The revelation was made by Hans Essaadi, the CEO of Nigerian Breweries Plc, during an investor call held in Lagos.

Essaadi attributed the loss to a myriad of economic challenges gripping Nigeria, including the drastic devaluation of the naira and cash scarcity resulting from the nation’s demonetization program.

He explained that the mainstream lager market witnessed a significant decline due to consumers’ inability to afford products like Goldberg after a hard day’s work.

The naira’s depreciation, losing approximately 70% of its value against the dollar since June, has exacerbated inflation to almost 30% in January.

These economic upheavals have placed immense strain on household incomes, especially in a nation where a significant portion of the population lives in extreme poverty.

Despite recording a 9% increase in revenue to 599.6 billion naira, Nigerian Breweries reported a staggering net loss of 106 billion naira for the fiscal year 2023, a stark contrast to the 13.18 billion naira profit from the previous year.

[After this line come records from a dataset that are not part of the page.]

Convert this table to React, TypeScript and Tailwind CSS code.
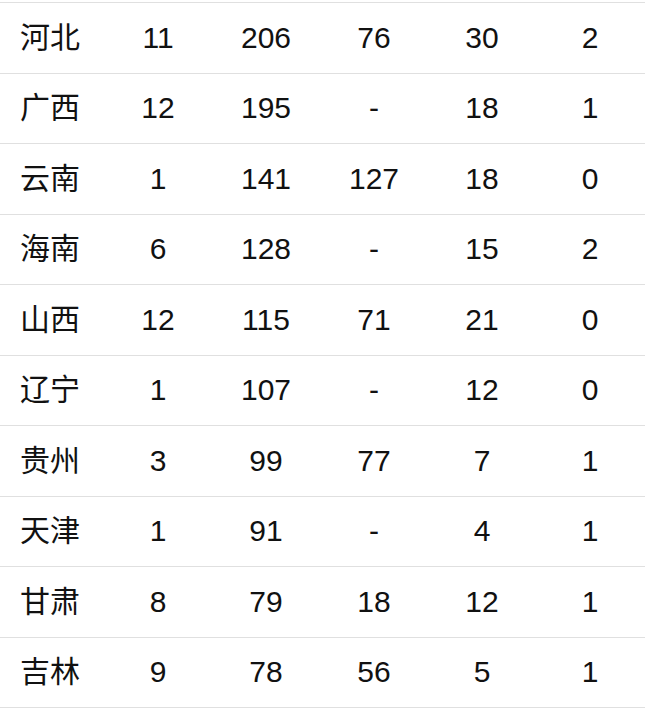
const rows: [string, string, string, string, string, string][] = [
  ['河北', '11', '206', '76', '30', '2'],
  ['广西', '12', '195', '-', '18', '1'],
  ['云南', '1', '141', '127', '18', '0'],
  ['海南', '6', '128', '-', '15', '2'],
  ['山西', '12', '115', '71', '21', '0'],
  ['辽宁', '1', '107', '-', '12', '0'],
  ['贵州', '3', '99', '77', '7', '1'],
  ['天津', '1', '91', '-', '4', '1'],
  ['甘肃', '8', '79', '18', '12', '1'],
  ['吉林', '9', '78', '56', '5', '1'],
]

export default function App() {
  return (
    <div
      className="w-[663px] h-[710px] bg-white pt-[2px] text-[#111]"
      style={{ fontFamily: '"Liberation Sans", "Noto Sans CJK SC", sans-serif' }}
    >
      <div className="w-[645px] border-b border-[#e0e0e0]">
        {rows.map((r) => (
          <div key={r[0]} className="grid grid-cols-[104px_repeat(5,108px)] h-[70.5px] border-t border-[#e0e0e0] items-center text-[30px] leading-none">
            <div className="pl-[20px]">{r[0]}</div>
            {r.slice(1).map((v, i) => (
              <div key={i} className="text-center">{v}</div>
            ))}
          </div>
        ))}
      </div>
    </div>
  )
}
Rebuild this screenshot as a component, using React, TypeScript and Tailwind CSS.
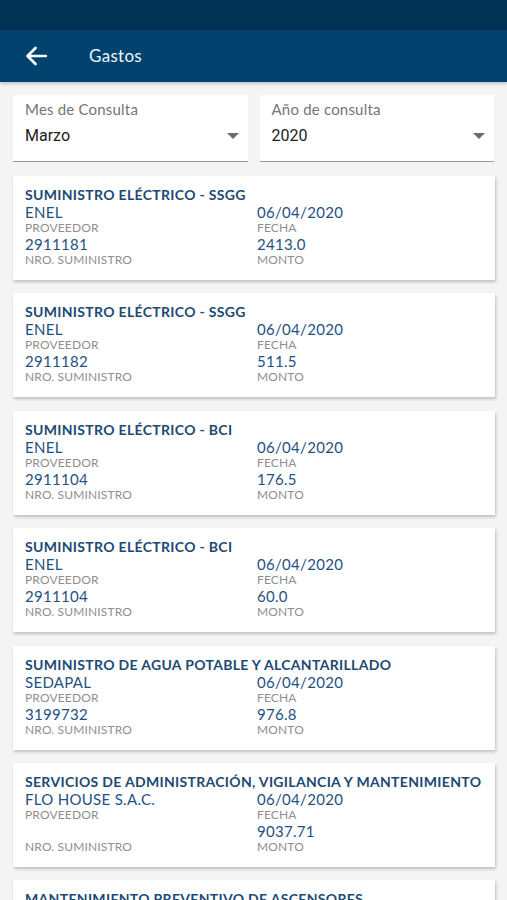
import React from "react";

type Item = { title: string; prov: string; nro: string; fecha: string; monto: string };

const items: Item[] = [
  { title: "SUMINISTRO ELÉCTRICO - SSGG", prov: "ENEL", nro: "2911181", fecha: "06/04/2020", monto: "2413.0" },
  { title: "SUMINISTRO ELÉCTRICO - SSGG", prov: "ENEL", nro: "2911182", fecha: "06/04/2020", monto: "511.5" },
  { title: "SUMINISTRO ELÉCTRICO - BCI", prov: "ENEL", nro: "2911104", fecha: "06/04/2020", monto: "176.5" },
  { title: "SUMINISTRO ELÉCTRICO - BCI", prov: "ENEL", nro: "2911104", fecha: "06/04/2020", monto: "60.0" },
  { title: "SUMINISTRO DE AGUA POTABLE Y ALCANTARILLADO", prov: "SEDAPAL", nro: "3199732", fecha: "06/04/2020", monto: "976.8" },
  { title: "SERVICIOS DE ADMINISTRACIÓN, VIGILANCIA Y MANTENIMIENTO", prov: "FLO HOUSE S.A.C.", nro: "", fecha: "06/04/2020", monto: "9037.71" },
  { title: "MANTENIMIENTO PREVENTIVO DE ASCENSORES", prov: "", nro: "", fecha: "", monto: "" },
];

function Select({ label, value }: { label: string; value: string }) {
  return (
    <div className="flex-1 bg-white border-b border-[#9a9a9a] pl-[12px] pr-[8px] pt-[5px] h-[67px]">
      <div className="text-[15px] leading-[18px] text-[#757575] font-['Lato',sans-serif] tracking-[0.2px]">{label}</div>
      <div className="flex items-center justify-between mt-[7px]">
        <span className="text-[16px] leading-[22px] text-[#212121] font-['Roboto',sans-serif]">{value}</span>
        <svg width="12" height="6" viewBox="0 0 12 6" className="mr-[1px]">
          <path d="M0 0 L12 0 L6 6 Z" fill="#6b6b6b" />
        </svg>
      </div>
    </div>
  );
}

function Card({ it }: { it: Item }) {
  const val = "text-[15px] leading-[16px] text-[#1f5183] tracking-[0.3px] h-[16px]";
  const lab = "text-[12px] leading-[15px] text-[#8f8f8f] tracking-[0.15px]";
  return (
    <div className="bg-white shadow-[1px_2px_3px_rgba(0,0,0,0.22)] h-[104px] pl-[12px] pr-[8px] pt-[10px] font-['Lato',sans-serif] overflow-hidden">
      <div className="text-[14px] leading-[18px] font-bold text-[#1c4a74] whitespace-nowrap tracking-[0.32px]">{it.title}</div>
      <div className="grid grid-cols-[232px_1fr]">
        <div>
          <div className={val}>{it.prov}</div>
          <div className={lab}>PROVEEDOR</div>
          <div className={val + " mt-[1px]"}>{it.nro}</div>
          <div className={lab}>NRO. SUMINISTRO</div>
        </div>
        <div>
          <div className={val}>{it.fecha}</div>
          <div className={lab}>FECHA</div>
          <div className={val + " mt-[1px]"}>{it.monto}</div>
          <div className={lab}>MONTO</div>
        </div>
      </div>
    </div>
  );
}

export default function App() {
  return (
    <div className="w-[507px] h-[900px] overflow-hidden bg-[#f4f4f4]">
      <div className="h-[30px] bg-[#003254]" />
      <div className="h-[52px] bg-[#00426e] flex items-center shadow-[0_2px_3px_rgba(0,0,0,0.2)] relative z-10">
        <svg width="22" height="20" viewBox="0 0 22 20" className="ml-[25px]">
          <path d="M21 10 H3 M10.5 2 L2.5 10 L10.5 18" stroke="white" strokeWidth="2.6" fill="none" strokeLinecap="round" strokeLinejoin="round" />
        </svg>
        <span className="ml-[42px] text-[17px] text-[#f0f3f6] font-['Lato',sans-serif] tracking-[0.3px]">Gastos</span>
      </div>
      <div className="flex gap-[12px] px-[13px] pt-[13px] pr-[13px]">
        <Select label="Mes de Consulta" value="Marzo" />
        <Select label="Año de consulta" value="2020" />
      </div>
      <div className="flex flex-col gap-[13.4px] pl-[13px] pr-[12px] pt-[14px]">
        {items.map((it, i) => (
          <Card key={i} it={it} />
        ))}
      </div>
    </div>
  );
}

In response to the ongoing challenges, Nigerian Breweries aims to source more raw materials locally to mitigate foreign exchange risks.

The company has also implemented higher product prices effective February 19th to navigate through the turbulent economic landscape.

Despite the bleak financial report, Essaadi affirmed Nigerian Breweries’ commitment to weathering the storm, expressing confidence in the company’s portfolio, processes, and personnel to navigate the challenging market conditions ahead.